**EXERCISE TASK:** Reproduce the listing below word for word, with no pictures.

**DATA PROVIDED:**

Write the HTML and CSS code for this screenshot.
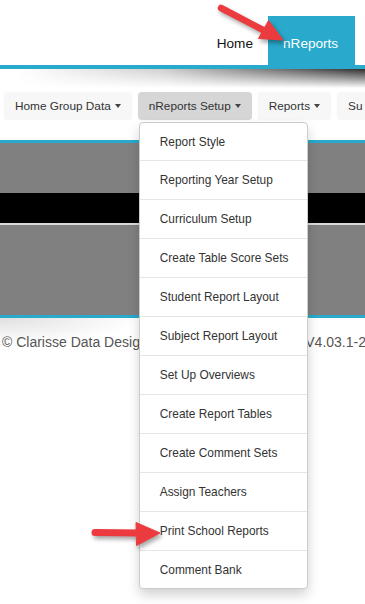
FILE: index.html
```html
<!DOCTYPE html>
<html lang="en">
<head>
    <meta charset="UTF-8">
    <meta name="viewport" content="width=device-width, initial-scale=1.0">
    <title>nReports</title>
    <link rel="stylesheet" href="styles.css">
</head>
<body>
    <header class="topbar">
        <nav class="topnav">
            <a class="topnav-link" href="#">Home</a>
            <a class="topnav-link active" href="#">nReports</a>
        </nav>
    </header>
    <div class="header-shade"></div>
    <div class="menubar">
        <div class="menu-item">
            <button class="menu-btn">Home Group Data <span class="caret"></span></button>
        </div>
        <div class="menu-item">
            <button class="menu-btn active">nReports Setup <span class="caret"></span></button>
            <ul class="dropdown">
                <li>Report Style</li>
                <li>Reporting Year Setup</li>
                <li>Curriculum Setup</li>
                <li>Create Table Score Sets</li>
                <li>Student Report Layout</li>
                <li>Subject Report Layout</li>
                <li>Set Up Overviews</li>
                <li>Create Report Tables</li>
                <li>Create Comment Sets</li>
                <li>Assign Teachers</li>
                <li>Print School Reports</li>
                <li>Comment Bank</li>
            </ul>
        </div>
        <div class="menu-item">
            <button class="menu-btn">Reports <span class="caret"></span></button>
        </div>
        <div class="menu-item">
            <button class="menu-btn">Su</button>
        </div>
    </div>
    <div class="content">
        <div class="panel-top"></div>
        <div class="banner"></div>
        <div class="panel-bottom"></div>
    </div>
    <footer class="footer">
        <span>&copy; Clarisse Data Design</span>
        <span class="version">V4.03.1-2</span>
    </footer>
    <!-- red callout arrows from the screenshot -->
    <svg class="callouts" width="365" height="604" viewBox="0 0 365 604">
        <g fill="#ec3b3f" stroke="#ec3b3f">
            <line x1="221" y1="8" x2="265" y2="31" stroke-width="6.5" stroke-linecap="round"/>
            <polygon points="283,40 258.5,38.5 268.5,20.5" stroke-width="1" stroke-linejoin="round"/>
            <line x1="95" y1="532.5" x2="140" y2="533" stroke-width="7" stroke-linecap="round"/>
            <polygon points="160,533 136,522.5 136.5,545.5" stroke-width="1" stroke-linejoin="round"/>
        </g>
    </svg>
</body>
</html>
```

FILE: styles.css
```css
body {
    margin: 0;
    padding: 0;
    width: 365px;
    height: 604px;
    overflow: hidden;
    position: relative;
    font-family: 'Liberation Sans', Arial, sans-serif;
    background: #fff;
    color: #333;
}
.topbar {
    height: 65px;
    border-bottom: 4px solid #29a9cb;
    display: flex;
    justify-content: flex-end;
    align-items: flex-end;
}
.topnav {
    display: flex;
    margin-right: 10px;
}
.topnav-link {
    display: block;
    height: 49px;
    line-height: 55px;
    padding: 0 15px;
    font-size: 13.6px;
    color: #111;
    text-decoration: none;
}
.topnav-link.active {
    background: #29a9cb;
    color: #fff;
    width: 57px;
}
.header-shade {
    height: 20px;
    background:
        linear-gradient(to bottom, rgba(255, 255, 255, 0), #fff 95%),
        linear-gradient(to right, #fff 5%, #cfcfcf 45%, #2e2e2e);
}
.menubar {
    height: 48px;
    padding: 3px 0 0 4px;
    display: flex;
    gap: 6px;
    white-space: nowrap;
}
.menu-item {
    position: relative;
}
.menu-btn {
    height: 28px;
    padding: 0 11px;
    border: none;
    border-radius: 4px;
    background: #f7f7f7;
    box-shadow: 0 0 2px rgba(0, 0, 0, 0.04);
    font-family: inherit;
    font-size: 11.8px;
    color: #333;
    display: flex;
    align-items: center;
    gap: 4px;
}
.menu-btn.active {
    background: #d6d6d6;
}
.caret {
    width: 0;
    height: 0;
    border-top: 4px solid #444;
    border-left: 3.5px solid transparent;
    border-right: 3.5px solid transparent;
}
.dropdown {
    position: absolute;
    top: 30px;
    left: 1px;
    z-index: 5;
    width: 167px;
    margin: 0;
    padding: 0;
    list-style: none;
    background: #fff;
    border: 1px solid #ccc;
    border-radius: 4px;
    box-shadow: 0 6px 12px rgba(0, 0, 0, 0.18);
}
.dropdown li {
    height: 38px;
    line-height: 38px;
    padding-left: 20px;
    font-size: 11.9px;
    color: #333;
    border-top: 1px solid #e5e5e5;
}
.dropdown li:first-child {
    border-top: none;
    height: 37px;
}
.dropdown li:last-child {
    height: 37px;
}
.content {
    border-top: 3px solid #29a9cb;
    border-bottom: 3px solid #29a9cb;
}
.panel-top {
    height: 50px;
    background: #808080;
}
.banner {
    height: 30px;
    background: #000;
}
.panel-bottom {
    height: 90px;
    background: #808080;
    border-top: 2px solid #d9d9d9;
}
.footer {
    display: flex;
    justify-content: space-between;
    padding: 15px 0 0 2px;
    height: 40px;
    line-height: 18px;
    font-size: 14px;
    color: #555;
    white-space: nowrap;
    background: radial-gradient(ellipse 140px 26px at 0 0, rgba(0, 0, 0, 0.12), rgba(0, 0, 0, 0));
}
.version {
    margin-right: -1px;
}
.callouts {
    position: absolute;
    top: 0;
    left: 0;
    z-index: 10;
    pointer-events: none;
    filter: drop-shadow(2px 3px 2px rgba(0, 0, 0, 0.35));
}
```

**FINISHED TASK:**
Write the HTML and CSS code for this screenshot.
FILE: index.html
```html
<!DOCTYPE html>
<html lang="en">
<head>
    <meta charset="UTF-8">
    <meta name="viewport" content="width=device-width, initial-scale=1.0">
    <title>nReports</title>
    <link rel="stylesheet" href="styles.css">
</head>
<body>
    <header class="topbar">
        <nav class="topnav">
            <a class="topnav-link" href="#">Home</a>
            <a class="topnav-link active" href="#">nReports</a>
        </nav>
    </header>
    <div class="header-shade"></div>
    <div class="menubar">
        <div class="menu-item">
            <button class="menu-btn">Home Group Data <span class="caret"></span></button>
        </div>
        <div class="menu-item">
            <button class="menu-btn active">nReports Setup <span class="caret"></span></button>
            <ul class="dropdown">
                <li>Report Style</li>
                <li>Reporting Year Setup</li>
                <li>Curriculum Setup</li>
                <li>Create Table Score Sets</li>
                <li>Student Report Layout</li>
                <li>Subject Report Layout</li>
                <li>Set Up Overviews</li>
                <li>Create Report Tables</li>
                <li>Create Comment Sets</li>
                <li>Assign Teachers</li>
                <li>Print School Reports</li>
                <li>Comment Bank</li>
            </ul>
        </div>
        <div class="menu-item">
            <button class="menu-btn">Reports <span class="caret"></span></button>
        </div>
        <div class="menu-item">
            <button class="menu-btn">Su</button>
        </div>
    </div>
    <div class="content">
        <div class="panel-top"></div>
        <div class="banner"></div>
        <div class="panel-bottom"></div>
    </div>
    <footer class="footer">
        <span>&copy; Clarisse Data Design</span>
        <span class="version">V4.03.1-2</span>
    </footer>
    <!-- red callout arrows from the screenshot -->
    <svg class="callouts" width="365" height="604" viewBox="0 0 365 604">
        <g fill="#ec3b3f" stroke="#ec3b3f">
            <line x1="221" y1="8" x2="265" y2="31" stroke-width="6.5" stroke-linecap="round"/>
            <polygon points="283,40 258.5,38.5 268.5,20.5" stroke-width="1" stroke-linejoin="round"/>
            <line x1="95" y1="532.5" x2="140" y2="533" stroke-width="7" stroke-linecap="round"/>
            <polygon points="160,533 136,522.5 136.5,545.5" stroke-width="1" stroke-linejoin="round"/>
        </g>
    </svg>
</body>
</html>
```

FILE: styles.css
```css
body {
    margin: 0;
    padding: 0;
    width: 365px;
    height: 604px;
    overflow: hidden;
    position: relative;
    font-family: 'Liberation Sans', Arial, sans-serif;
    background: #fff;
    color: #333;
}
.topbar {
    height: 65px;
    border-bottom: 4px solid #29a9cb;
    display: flex;
    justify-content: flex-end;
    align-items: flex-end;
}
.topnav {
    display: flex;
    margin-right: 10px;
}
.topnav-link {
    display: block;
    height: 49px;
    line-height: 55px;
    padding: 0 15px;
    font-size: 13.6px;
    color: #111;
    text-decoration: none;
}
.topnav-link.active {
    background: #29a9cb;
    color: #fff;
    width: 57px;
}
.header-shade {
    height: 20px;
    background:
        linear-gradient(to bottom, rgba(255, 255, 255, 0), #fff 95%),
        linear-gradient(to right, #fff 5%, #cfcfcf 45%, #2e2e2e);
}
.menubar {
    height: 48px;
    padding: 3px 0 0 4px;
    display: flex;
    gap: 6px;
    white-space: nowrap;
}
.menu-item {
    position: relative;
}
.menu-btn {
    height: 28px;
    padding: 0 11px;
    border: none;
    border-radius: 4px;
    background: #f7f7f7;
    box-shadow: 0 0 2px rgba(0, 0, 0, 0.04);
    font-family: inherit;
    font-size: 11.8px;
    color: #333;
    display: flex;
    align-items: center;
    gap: 4px;
}
.menu-btn.active {
    background: #d6d6d6;
}
.caret {
    width: 0;
    height: 0;
    border-top: 4px solid #444;
    border-left: 3.5px solid transparent;
    border-right: 3.5px solid transparent;
}
.dropdown {
    position: absolute;
    top: 30px;
    left: 1px;
    z-index: 5;
    width: 167px;
    margin: 0;
    padding: 0;
    list-style: none;
    background: #fff;
    border: 1px solid #ccc;
    border-radius: 4px;
    box-shadow: 0 6px 12px rgba(0, 0, 0, 0.18);
}
.dropdown li {
    height: 38px;
    line-height: 38px;
    padding-left: 20px;
    font-size: 11.9px;
    color: #333;
    border-top: 1px solid #e5e5e5;
}
.dropdown li:first-child {
    border-top: none;
    height: 37px;
}
.dropdown li:last-child {
    height: 37px;
}
.content {
    border-top: 3px solid #29a9cb;
    border-bottom: 3px solid #29a9cb;
}
.panel-top {
    height: 50px;
    background: #808080;
}
.banner {
    height: 30px;
    background: #000;
}
.panel-bottom {
    height: 90px;
    background: #808080;
    border-top: 2px solid #d9d9d9;
}
.footer {
    display: flex;
    justify-content: space-between;
    padding: 15px 0 0 2px;
    height: 40px;
    line-height: 18px;
    font-size: 14px;
    color: #555;
    white-space: nowrap;
    background: radial-gradient(ellipse 140px 26px at 0 0, rgba(0, 0, 0, 0.12), rgba(0, 0, 0, 0));
}
.version {
    margin-right: -1px;
}
.callouts {
    position: absolute;
    top: 0;
    left: 0;
    z-index: 10;
    pointer-events: none;
    filter: drop-shadow(2px 3px 2px rgba(0, 0, 0, 0.35));
}
```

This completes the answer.